I think of clutter primarily in terms of how it impacts community norms. If your programming language Q&A site has an about page that says, ‘We welcome questions about all programming language...

posted 7mo ago by r~~‭

Answer
#1: Initial revision by user avatar r~~‭ · 2023-10-12T20:50:34Z (7 months ago)
I think of clutter primarily in terms of how it impacts community norms.
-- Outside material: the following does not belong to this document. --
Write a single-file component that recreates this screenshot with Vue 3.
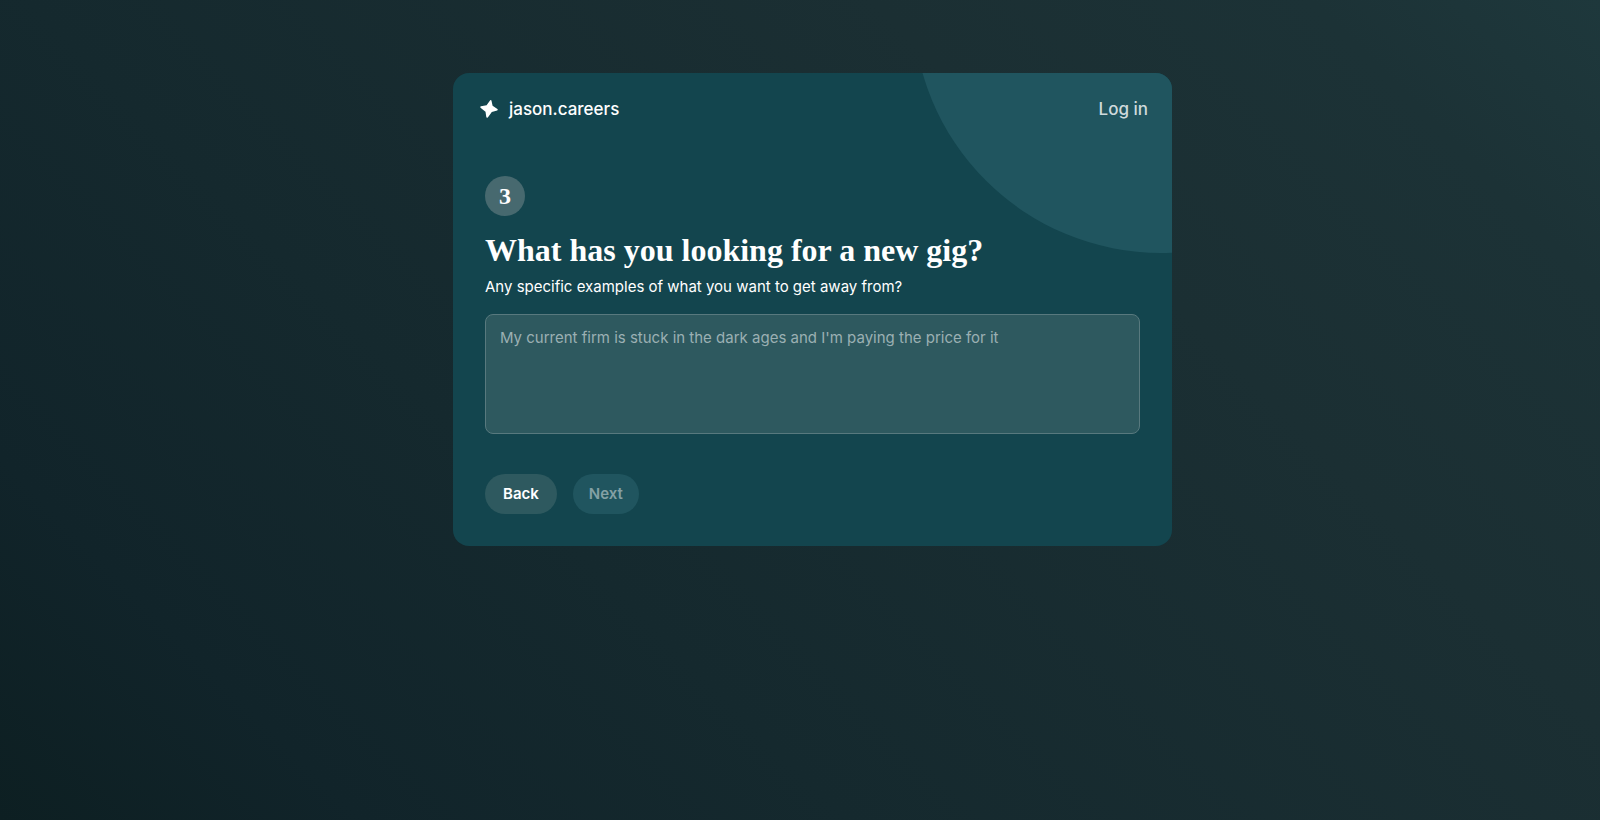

If your programming language Q&A site has an about page that says, ‘We welcome questions about all programming languages,’ but out of the last 100 questions, 97 of them were about SQL, you have a de facto SQL Q&A site. For a new user with a Julia question, do you think they're going to look at the about page first, conclude that this is a site where their Julia question is likely to get a good response, and ask it? Do you think they'll quickly reach for the tags feature to hide all the SQL-related questions and use that view to form their opinion of the site? Or do you think they'll conclude that the written policy is less salient than the self-evident norm that participants here are focused on SQL, and bounce off?

This likely bad outcome is *despite* the fact that SQL questions are on-topic for the site, as intended and as written! What to call this problem? I call it clutter.

The same concept applies to other community norms, like the one we're discussing in [your post about research effort](https://meta.codidact.com/posts/289951). If the last 97 questions out of 100 are low-effort and unresearched, a new user won't read our guidelines for how to write a good question; they'll just ask a low-effort, unresearched question themselves, because they correctly perceive that this is the norm. Any remaining users who would prefer a different norm will find that this is no longer the community they were originally interested in joining; no amount of tagging or AI filtering will restore to them the flow of new users who are now being trained to the low-effort norm. They have been cluttered out.